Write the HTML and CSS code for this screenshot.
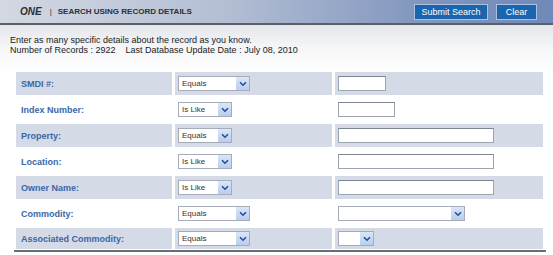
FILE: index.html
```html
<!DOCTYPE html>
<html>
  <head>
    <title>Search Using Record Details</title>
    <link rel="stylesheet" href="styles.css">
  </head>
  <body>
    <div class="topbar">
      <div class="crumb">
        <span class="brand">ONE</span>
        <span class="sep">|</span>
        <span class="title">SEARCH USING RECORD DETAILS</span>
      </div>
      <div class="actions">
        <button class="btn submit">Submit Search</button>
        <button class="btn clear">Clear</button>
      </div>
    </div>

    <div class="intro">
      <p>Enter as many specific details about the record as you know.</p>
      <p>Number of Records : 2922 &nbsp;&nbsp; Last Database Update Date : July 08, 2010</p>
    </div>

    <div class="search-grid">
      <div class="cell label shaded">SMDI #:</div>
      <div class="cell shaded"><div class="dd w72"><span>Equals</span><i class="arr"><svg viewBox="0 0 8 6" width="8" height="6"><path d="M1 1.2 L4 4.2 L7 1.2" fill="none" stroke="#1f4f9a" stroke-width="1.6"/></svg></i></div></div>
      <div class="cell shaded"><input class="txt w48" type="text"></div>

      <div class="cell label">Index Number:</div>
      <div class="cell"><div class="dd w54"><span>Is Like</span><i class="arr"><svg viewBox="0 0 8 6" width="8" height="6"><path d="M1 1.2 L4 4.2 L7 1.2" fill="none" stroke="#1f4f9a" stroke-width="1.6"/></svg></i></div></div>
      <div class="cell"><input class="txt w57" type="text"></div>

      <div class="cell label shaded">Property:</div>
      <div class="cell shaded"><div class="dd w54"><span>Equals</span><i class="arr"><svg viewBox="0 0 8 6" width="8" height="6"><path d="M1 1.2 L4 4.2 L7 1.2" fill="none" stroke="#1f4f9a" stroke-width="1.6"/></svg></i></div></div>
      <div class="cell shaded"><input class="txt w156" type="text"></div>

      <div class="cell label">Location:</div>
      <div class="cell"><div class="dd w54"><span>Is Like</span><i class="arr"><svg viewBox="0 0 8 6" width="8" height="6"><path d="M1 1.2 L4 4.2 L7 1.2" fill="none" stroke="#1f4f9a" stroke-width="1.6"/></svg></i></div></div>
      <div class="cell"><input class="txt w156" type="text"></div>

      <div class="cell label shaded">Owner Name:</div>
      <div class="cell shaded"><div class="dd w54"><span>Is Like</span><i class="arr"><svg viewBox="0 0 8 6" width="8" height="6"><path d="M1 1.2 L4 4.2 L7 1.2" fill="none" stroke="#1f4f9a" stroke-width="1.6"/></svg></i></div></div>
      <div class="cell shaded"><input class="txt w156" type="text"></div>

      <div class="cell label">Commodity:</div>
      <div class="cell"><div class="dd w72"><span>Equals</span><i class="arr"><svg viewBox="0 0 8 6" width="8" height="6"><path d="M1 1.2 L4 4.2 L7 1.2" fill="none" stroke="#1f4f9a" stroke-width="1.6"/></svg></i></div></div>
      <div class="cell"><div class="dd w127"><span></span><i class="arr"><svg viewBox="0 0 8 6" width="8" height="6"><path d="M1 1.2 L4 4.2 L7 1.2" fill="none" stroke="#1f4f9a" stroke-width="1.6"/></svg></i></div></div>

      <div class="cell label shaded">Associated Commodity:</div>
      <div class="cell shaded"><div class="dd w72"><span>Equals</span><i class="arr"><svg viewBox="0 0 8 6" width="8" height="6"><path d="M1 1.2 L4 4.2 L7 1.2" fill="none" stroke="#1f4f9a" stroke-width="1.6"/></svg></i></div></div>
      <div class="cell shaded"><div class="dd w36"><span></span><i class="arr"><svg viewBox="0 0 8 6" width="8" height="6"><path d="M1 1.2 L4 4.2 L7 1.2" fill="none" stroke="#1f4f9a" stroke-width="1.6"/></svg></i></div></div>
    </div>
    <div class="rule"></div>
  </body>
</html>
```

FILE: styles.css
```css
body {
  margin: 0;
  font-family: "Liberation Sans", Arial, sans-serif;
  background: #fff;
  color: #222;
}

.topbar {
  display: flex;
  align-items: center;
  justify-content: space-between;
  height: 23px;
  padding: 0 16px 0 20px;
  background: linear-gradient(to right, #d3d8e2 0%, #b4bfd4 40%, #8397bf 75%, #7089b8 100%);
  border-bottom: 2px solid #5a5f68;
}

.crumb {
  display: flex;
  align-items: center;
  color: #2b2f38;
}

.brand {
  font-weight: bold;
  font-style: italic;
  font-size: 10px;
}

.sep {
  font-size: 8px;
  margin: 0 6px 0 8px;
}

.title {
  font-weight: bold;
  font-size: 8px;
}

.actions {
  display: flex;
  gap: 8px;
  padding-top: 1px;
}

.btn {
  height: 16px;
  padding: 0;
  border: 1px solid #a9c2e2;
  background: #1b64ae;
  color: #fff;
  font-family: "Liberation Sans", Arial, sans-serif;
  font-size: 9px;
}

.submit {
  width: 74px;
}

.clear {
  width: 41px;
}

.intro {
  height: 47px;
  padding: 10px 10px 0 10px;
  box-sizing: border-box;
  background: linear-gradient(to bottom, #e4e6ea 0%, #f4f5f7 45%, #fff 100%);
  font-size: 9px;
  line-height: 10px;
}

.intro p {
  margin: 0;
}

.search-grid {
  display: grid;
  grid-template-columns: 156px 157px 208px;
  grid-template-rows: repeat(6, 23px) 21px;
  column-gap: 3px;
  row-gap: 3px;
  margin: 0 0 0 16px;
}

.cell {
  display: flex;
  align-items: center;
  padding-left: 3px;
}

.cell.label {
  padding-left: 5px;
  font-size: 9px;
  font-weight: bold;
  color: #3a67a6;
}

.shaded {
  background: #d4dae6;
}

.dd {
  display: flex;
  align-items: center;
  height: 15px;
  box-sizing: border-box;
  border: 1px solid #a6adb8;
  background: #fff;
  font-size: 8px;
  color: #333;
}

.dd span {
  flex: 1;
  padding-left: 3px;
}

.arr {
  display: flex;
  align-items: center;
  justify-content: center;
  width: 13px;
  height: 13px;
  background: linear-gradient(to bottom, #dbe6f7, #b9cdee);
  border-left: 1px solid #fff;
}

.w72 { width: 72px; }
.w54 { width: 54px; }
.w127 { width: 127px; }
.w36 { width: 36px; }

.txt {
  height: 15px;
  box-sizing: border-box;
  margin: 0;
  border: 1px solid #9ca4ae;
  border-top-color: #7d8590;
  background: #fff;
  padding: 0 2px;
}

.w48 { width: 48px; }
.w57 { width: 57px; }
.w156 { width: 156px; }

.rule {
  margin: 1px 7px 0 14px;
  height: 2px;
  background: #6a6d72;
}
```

::::::

— WHAT THE TASK REQUIRES —
Except for the pictures, reproduce every line exactly.

— THE COMPLETED TASK —
Write the HTML and CSS code for this screenshot.
FILE: index.html
```html
<!DOCTYPE html>
<html>
  <head>
    <title>Search Using Record Details</title>
    <link rel="stylesheet" href="styles.css">
  </head>
  <body>
    <div class="topbar">
      <div class="crumb">
        <span class="brand">ONE</span>
        <span class="sep">|</span>
        <span class="title">SEARCH USING RECORD DETAILS</span>
      </div>
      <div class="actions">
        <button class="btn submit">Submit Search</button>
        <button class="btn clear">Clear</button>
      </div>
    </div>

    <div class="intro">
      <p>Enter as many specific details about the record as you know.</p>
      <p>Number of Records : 2922 &nbsp;&nbsp; Last Database Update Date : July 08, 2010</p>
    </div>

    <div class="search-grid">
      <div class="cell label shaded">SMDI #:</div>
      <div class="cell shaded"><div class="dd w72"><span>Equals</span><i class="arr"><svg viewBox="0 0 8 6" width="8" height="6"><path d="M1 1.2 L4 4.2 L7 1.2" fill="none" stroke="#1f4f9a" stroke-width="1.6"/></svg></i></div></div>
      <div class="cell shaded"><input class="txt w48" type="text"></div>

      <div class="cell label">Index Number:</div>
      <div class="cell"><div class="dd w54"><span>Is Like</span><i class="arr"><svg viewBox="0 0 8 6" width="8" height="6"><path d="M1 1.2 L4 4.2 L7 1.2" fill="none" stroke="#1f4f9a" stroke-width="1.6"/></svg></i></div></div>
      <div class="cell"><input class="txt w57" type="text"></div>

      <div class="cell label shaded">Property:</div>
      <div class="cell shaded"><div class="dd w54"><span>Equals</span><i class="arr"><svg viewBox="0 0 8 6" width="8" height="6"><path d="M1 1.2 L4 4.2 L7 1.2" fill="none" stroke="#1f4f9a" stroke-width="1.6"/></svg></i></div></div>
      <div class="cell shaded"><input class="txt w156" type="text"></div>

      <div class="cell label">Location:</div>
      <div class="cell"><div class="dd w54"><span>Is Like</span><i class="arr"><svg viewBox="0 0 8 6" width="8" height="6"><path d="M1 1.2 L4 4.2 L7 1.2" fill="none" stroke="#1f4f9a" stroke-width="1.6"/></svg></i></div></div>
      <div class="cell"><input class="txt w156" type="text"></div>

      <div class="cell label shaded">Owner Name:</div>
      <div class="cell shaded"><div class="dd w54"><span>Is Like</span><i class="arr"><svg viewBox="0 0 8 6" width="8" height="6"><path d="M1 1.2 L4 4.2 L7 1.2" fill="none" stroke="#1f4f9a" stroke-width="1.6"/></svg></i></div></div>
      <div class="cell shaded"><input class="txt w156" type="text"></div>

      <div class="cell label">Commodity:</div>
      <div class="cell"><div class="dd w72"><span>Equals</span><i class="arr"><svg viewBox="0 0 8 6" width="8" height="6"><path d="M1 1.2 L4 4.2 L7 1.2" fill="none" stroke="#1f4f9a" stroke-width="1.6"/></svg></i></div></div>
      <div class="cell"><div class="dd w127"><span></span><i class="arr"><svg viewBox="0 0 8 6" width="8" height="6"><path d="M1 1.2 L4 4.2 L7 1.2" fill="none" stroke="#1f4f9a" stroke-width="1.6"/></svg></i></div></div>

      <div class="cell label shaded">Associated Commodity:</div>
      <div class="cell shaded"><div class="dd w72"><span>Equals</span><i class="arr"><svg viewBox="0 0 8 6" width="8" height="6"><path d="M1 1.2 L4 4.2 L7 1.2" fill="none" stroke="#1f4f9a" stroke-width="1.6"/></svg></i></div></div>
      <div class="cell shaded"><div class="dd w36"><span></span><i class="arr"><svg viewBox="0 0 8 6" width="8" height="6"><path d="M1 1.2 L4 4.2 L7 1.2" fill="none" stroke="#1f4f9a" stroke-width="1.6"/></svg></i></div></div>
    </div>
    <div class="rule"></div>
  </body>
</html>
```

FILE: styles.css
```css
body {
  margin: 0;
  font-family: "Liberation Sans", Arial, sans-serif;
  background: #fff;
  color: #222;
}

.topbar {
  display: flex;
  align-items: center;
  justify-content: space-between;
  height: 23px;
  padding: 0 16px 0 20px;
  background: linear-gradient(to right, #d3d8e2 0%, #b4bfd4 40%, #8397bf 75%, #7089b8 100%);
  border-bottom: 2px solid #5a5f68;
}

.crumb {
  display: flex;
  align-items: center;
  color: #2b2f38;
}

.brand {
  font-weight: bold;
  font-style: italic;
  font-size: 10px;
}

.sep {
  font-size: 8px;
  margin: 0 6px 0 8px;
}

.title {
  font-weight: bold;
  font-size: 8px;
}

.actions {
  display: flex;
  gap: 8px;
  padding-top: 1px;
}

.btn {
  height: 16px;
  padding: 0;
  border: 1px solid #a9c2e2;
  background: #1b64ae;
  color: #fff;
  font-family: "Liberation Sans", Arial, sans-serif;
  font-size: 9px;
}

.submit {
  width: 74px;
}

.clear {
  width: 41px;
}

.intro {
  height: 47px;
  padding: 10px 10px 0 10px;
  box-sizing: border-box;
  background: linear-gradient(to bottom, #e4e6ea 0%, #f4f5f7 45%, #fff 100%);
  font-size: 9px;
  line-height: 10px;
}

.intro p {
  margin: 0;
}

.search-grid {
  display: grid;
  grid-template-columns: 156px 157px 208px;
  grid-template-rows: repeat(6, 23px) 21px;
  column-gap: 3px;
  row-gap: 3px;
  margin: 0 0 0 16px;
}

.cell {
  display: flex;
  align-items: center;
  padding-left: 3px;
}

.cell.label {
  padding-left: 5px;
  font-size: 9px;
  font-weight: bold;
  color: #3a67a6;
}

.shaded {
  background: #d4dae6;
}

.dd {
  display: flex;
  align-items: center;
  height: 15px;
  box-sizing: border-box;
  border: 1px solid #a6adb8;
  background: #fff;
  font-size: 8px;
  color: #333;
}

.dd span {
  flex: 1;
  padding-left: 3px;
}

.arr {
  display: flex;
  align-items: center;
  justify-content: center;
  width: 13px;
  height: 13px;
  background: linear-gradient(to bottom, #dbe6f7, #b9cdee);
  border-left: 1px solid #fff;
}

.w72 { width: 72px; }
.w54 { width: 54px; }
.w127 { width: 127px; }
.w36 { width: 36px; }

.txt {
  height: 15px;
  box-sizing: border-box;
  margin: 0;
  border: 1px solid #9ca4ae;
  border-top-color: #7d8590;
  background: #fff;
  padding: 0 2px;
}

.w48 { width: 48px; }
.w57 { width: 57px; }
.w156 { width: 156px; }

.rule {
  margin: 1px 7px 0 14px;
  height: 2px;
  background: #6a6d72;
}
```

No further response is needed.